Simplicidad, simplicidad, simplicidad
Paradójicamente, la epidemia y sus distancias impuestas han reconectado ese frágil hilo que, como una red invisible, une a los humanos. En general, no se han buscado fantasmas culpables —el extranjero, el marginado, el otro— y pensamos más en los demás. Vuelven viejos hábitos, algunos cálidos como un teléfono de baquelita rojo. La distancia ha impulsado la creación de grupos de apoyo, nos llamamos más porque estamos más interesados en los otros. Queremos oír sus voces, queremos cuidar más, y también queremos sentirnos cuidados.

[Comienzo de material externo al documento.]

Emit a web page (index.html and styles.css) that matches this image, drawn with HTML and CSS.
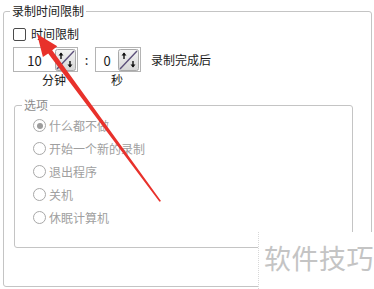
FILE: index.html
```html
<!DOCTYPE html>
<html lang="zh-CN">
<head>
  <meta charset="UTF-8" />
  <title>录制时间限制</title>
  <link rel="stylesheet" href="styles.css">
</head>
<body>

<div class="win">
  <div class="group outer">
    <div class="group-title">录制时间限制</div>

    <label class="check"><span class="box"></span>时间限制</label>

    <div class="spin-row">
      <div class="spin wide">
        <span class="val">10</span>
        <svg class="spin-btn" width="21" height="22" viewBox="0 0 21 22">
          <defs>
            <linearGradient id="g1" x1="0" y1="0" x2="0" y2="1">
              <stop offset="0" stop-color="#f4f4f4"/>
              <stop offset="1" stop-color="#d6d6d6"/>
            </linearGradient>
          </defs>
          <rect x="0.5" y="0.5" width="20" height="21" rx="2" fill="url(#g1)" stroke="#a9a9a9"/>
          <line x1="2" y1="20" x2="19" y2="2" stroke="#5c4f7a" stroke-width="1.4"/>
          <path d="M6 10V4" stroke="#111" stroke-width="1.4"/>
          <path d="M3.5 6.5L6 3.5L8.5 6.5Z" fill="#111"/>
          <path d="M15 12V18" stroke="#111" stroke-width="1.4"/>
          <path d="M12.5 15.5L15 18.5L17.5 15.5Z" fill="#111"/>
        </svg>
      </div>
      <span class="colon">:</span>
      <div class="spin narrow">
        <span class="val">0</span>
        <svg class="spin-btn" width="21" height="22" viewBox="0 0 21 22">
          <rect x="0.5" y="0.5" width="20" height="21" rx="2" fill="url(#g1)" stroke="#a9a9a9"/>
          <line x1="2" y1="20" x2="19" y2="2" stroke="#5c4f7a" stroke-width="1.4"/>
          <path d="M6 10V4" stroke="#111" stroke-width="1.4"/>
          <path d="M3.5 6.5L6 3.5L8.5 6.5Z" fill="#111"/>
          <path d="M15 12V18" stroke="#111" stroke-width="1.4"/>
          <path d="M12.5 15.5L15 18.5L17.5 15.5Z" fill="#111"/>
        </svg>
      </div>
      <span class="after">录制完成后</span>
    </div>

    <div class="unit-row">
      <span class="u-min">分钟</span>
      <span class="u-sec">秒</span>
    </div>

    <div class="group inner">
      <div class="group-title">选项</div>
      <ul class="radios">
        <li><span class="radio on"></span>什么都不做</li>
        <li><span class="radio"></span>开始一个新的录制</li>
        <li><span class="radio"></span>退出程序</li>
        <li><span class="radio"></span>关机</li>
        <li><span class="radio"></span>休眠计算机</li>
      </ul>
    </div>
  </div>

  <!-- watermark pasted over the corner -->
  <div class="watermark">软件技巧</div>

  <!-- red annotation arrow -->
  <svg class="arrow" width="374" height="289" viewBox="0 0 374 289">
    <path d="M37 34 L57.3 46.3 L52.2 50.2 L161 201 L159.5 201.8 L48.2 53.4 L42.9 57.1 Z" fill="#e8312b"/>
  </svg>
</div>

</body>
</html>
```

FILE: styles.css
```css
body {
  margin: 0;
  background: #fff;
  font-family: "Noto Sans CJK SC", "Microsoft YaHei", sans-serif;
  font-size: 12px;
  color: #1a1a1a;
}

.win {
  position: relative;
  width: 374px;
  height: 289px;
  overflow: hidden;
}

.group {
  border: 1px solid #c4c4c4;
  border-radius: 3px;
}

.group-title {
  width: fit-content;
  margin-top: -8px;
  line-height: 14px;
  padding: 0 2px;
  background: #fff;
}

.outer {
  margin: 11px 2px 0 3px;
  padding: 0 9px 38px 9px;
}

.outer > .group-title {
  margin-left: -3px;
}

.check {
  display: flex;
  align-items: center;
  gap: 5px;
  height: 14px;
  line-height: 14px;
  margin-top: 9px;
}

.box {
  width: 11px;
  height: 11px;
  border: 1px solid #4a4a4a;
  border-radius: 2px;
  background: #fff;
}

.spin-row {
  display: flex;
  align-items: center;
  margin-top: 6px;
  height: 25px;
}

.spin {
  display: flex;
  align-items: center;
  height: 23px;
  border: 1px solid #b4b4b4;
  background: #fff;
}

.spin .val {
  flex: 1;
  text-align: center;
  font-size: 13px;
  padding-top: 1px;
}

.spin-btn {
  margin-right: 1px;
  display: block;
}

.wide { width: 63px; }
.narrow { width: 44px; }

.colon {
  width: 17px;
  text-align: center;
  font-size: 13px;
}

.after {
  margin-left: 10px;
}

.unit-row {
  display: flex;
  height: 14px;
  line-height: 14px;
  margin-top: 1px;
}

.u-min { margin-left: 29px; }
.u-sec { margin-left: 45px; }

.inner {
  margin: 18px 9px 0 1px;
  padding: 0 0 0 18px;
  color: #a0a0a0;
}

.inner > .group-title {
  margin-left: -11px;
  color: #8c8c8c;
}

.radios {
  list-style: none;
  margin: 0;
  padding: 2px 0 18px;
}

.radios li {
  display: flex;
  align-items: center;
  gap: 3px;
  height: 23px;
}

.radio {
  width: 11px;
  height: 11px;
  border: 1px solid #a8a8a8;
  border-radius: 50%;
  display: flex;
  align-items: center;
  justify-content: center;
}

.radio.on::after {
  content: "";
  width: 6px;
  height: 6px;
  border-radius: 50%;
  background: #9c9c9c;
}

.watermark {
  position: absolute;
  left: 258px;
  top: 232px;
  width: 116px;
  height: 57px;
  background: #fff;
  border-left: 1px dotted #d8d8d8;
  color: #c4c4c4;
  font-size: 27px;
  line-height: 52px;
  padding-left: 5px;
  box-sizing: border-box;
  letter-spacing: 0.5px;
}

.arrow {
  position: absolute;
  left: 0;
  top: 0;
  pointer-events: none;
}
```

El miedo al contagio del cuerpo físico ha infectado al cuerpo social. La textura de nuestra vida social ha cambiado
En la senda que ha abierto la epidemia nos hemos topado también con la noción de frugalidad. Tomar distancias significa también querer comprender desde fuera, reflexionar con espacio por delante. Esta sobrevenida extensión en el tiempo nos ha permitido pararnos a pensar. Y algo importante ha pasado. “¡Simplicidad, simplicidad, simplicidad! Que vuestros asuntos sean dos o tres, y no cien mil”, escribió el filósofo Henry David Thoreau en Walden. La distancia nos obliga a elegir y descartar a quién vemos, y nos aleja de distracciones sociales. Fuerza a cuestionarnos quiénes somos, y a preguntarnos qué podemos y debemos hacer, como Smokey Robinson and the Miracles cantando I just don’t know what to do with myself (algo así como “no sé qué hacer conmigo”).
Sin espejo
Lo queramos o no, aprendemos sobre nosotros mismos a través de nuestras interacciones con los demás, pero la distancia social nos aleja del reflejo de esa mirada. “Si nos aislamos socialmente, no recibimos retorno, porque no hay interacción. Y no sabemos quiénes somos”, explica Tony P. Love, doctor en Sociología de la universidad de Texas. La forzosa distancia física no debe ser equivalente a distancia social, y nos empuja a iniciar nuevos tipos de relaciones por la vía digital. “La epidemia y la distancia social ha forzado la transición a la interacción tecnológica, de manera que se está normalizando en el terreno personal y social, pero también en el laboral y el educativo”, reflexiona.
Como todo, la explosión digital tiene una cara luminosa y otra mucho más oscura. Puede encerrarnos en nuestras casas y puede agravar la sensación de depresión, angustia y ansiedad en las personas que viven en soledad involuntaria. Nada puede sustituir a las relaciones reales entre seres humanos, y nuestro hábitat es la realidad física. Por último, no hay que dejarse llevar por el miedo. Toca repensar cómo queremos vivir de ahora en adelante, a nivel personal y colectivo. Al fin y al cabo, como dice Morticia Addams, la normalidad no es más que una ilusión, y lo que es normal para una araña es el caos absoluto para una mosca.